At past FPRI history institutes I have praised and thanked
the teachers in attendance because I likened them to front-
line soldiers in the war to prove the ignorance of America's
youth is not invincible. Our subject this weekend makes
that simile especially apt, so in my capacity as a college
professor and my capacity as a high school parent, I salute
your heroic calling.

My task is to offer some general remarks on how to think
about war and the military in the broad sweep of American
history--remarks I hope will be heuristic but also
provocative. Indeed, my first provocation is to open the
conference by recalling a certain notorious film clip,
General George Patton's famous speech to the Third Army, as
delivered by George C. Scott in Patton (1970):

Men, all this stuff you've heard about America not
wanting to fight, wanting to stay out of the war, is a
lot of horse dung.
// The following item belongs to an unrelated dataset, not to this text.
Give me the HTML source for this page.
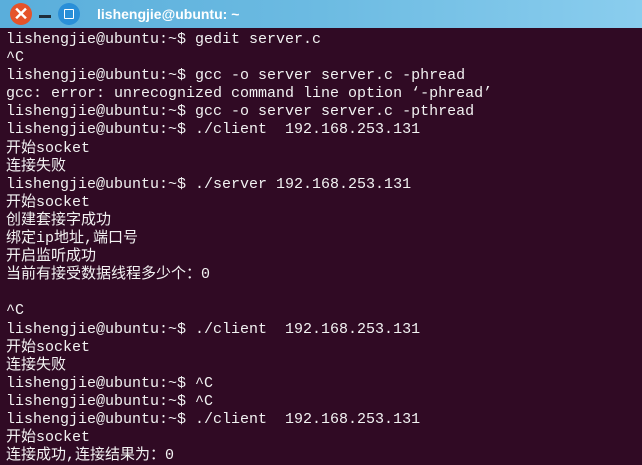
<!DOCTYPE html>
<html><head><meta charset="utf-8"><style>
html,body{margin:0;padding:0;width:642px;height:463px;overflow:hidden;background:#300a24}
.tb{position:absolute;left:0;top:0;width:642px;height:28px;background:linear-gradient(90deg,#5aaedb,#6cbbe2 50%,#8acdee);}
.x{position:absolute;left:10px;top:3px;width:22px;height:22px;border-radius:50%;background:#e5532a;color:#fff;font:bold 18px/22px "Liberation Sans",sans-serif;text-align:center}
.min{position:absolute;left:39px;top:15px;width:12px;height:3px;background:#1f2d3a}
.max{position:absolute;left:58px;top:3px;width:22px;height:22px;border-radius:50%;background:#2a8fd8}
.max:after{content:"";position:absolute;left:6px;top:6px;width:8px;height:8px;border:1.5px solid #fff;border-radius:1px}
.t{position:absolute;left:97px;top:4px;color:#fff;font:bold 14px/20px "Liberation Sans","DejaVu Sans",sans-serif}
pre{position:absolute;left:6px;top:31px;margin:0;color:#f2f2f2;font:15px/18.1px "Liberation Mono","Noto Sans CJK SC",monospace;white-space:pre}
</style></head><body>
<div class="tb"><div class="x">✕</div><div class="min"></div><div class="max"></div><div class="t">lishengjie@ubuntu: ~</div></div>
<pre>lishengjie@ubuntu:~$ gedit server.c
^C
lishengjie@ubuntu:~$ gcc -o server server.c -phread
gcc: error: unrecognized command line option ‘-phread’
lishengjie@ubuntu:~$ gcc -o server server.c -pthread
lishengjie@ubuntu:~$ ./client  192.168.253.131
开始socket
连接失败
lishengjie@ubuntu:~$ ./server 192.168.253.131
开始socket
创建套接字成功
绑定ip地址,端口号
开启监听成功
当前有接受数据线程多少个：0

^C
lishengjie@ubuntu:~$ ./client  192.168.253.131
开始socket
连接失败
lishengjie@ubuntu:~$ ^C
lishengjie@ubuntu:~$ ^C
lishengjie@ubuntu:~$ ./client  192.168.253.131
开始socket
连接成功,连接结果为：0</pre>
</body></html>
Americans traditionally love to
fight. ALL REAL Americans, love the sting of battle.
When you were kids, you all admired the champion marble
shooter, the fastest runner, the big league ball
players, the toughest boxers . . . Americans love a
winner and will not tolerate a loser. Americans play to
win all the time. I wouldn't give a hoot in Hell for a
man who lost and laughed. That's why Americans have
never lost and will never lose a war.

I Googled that speech and learned how thoroughly Hollywood
bowdlerized it. The real address contains scarcely a
sentence without an obscenity or bloody oath. Of course,
Patton was trying to encourage--literally instill courage
in--nervous young men about to storm Hitler's West Wall. So
the sentiments he expressed were more suited to a football
locker room pep talk than a Fourth of July oration.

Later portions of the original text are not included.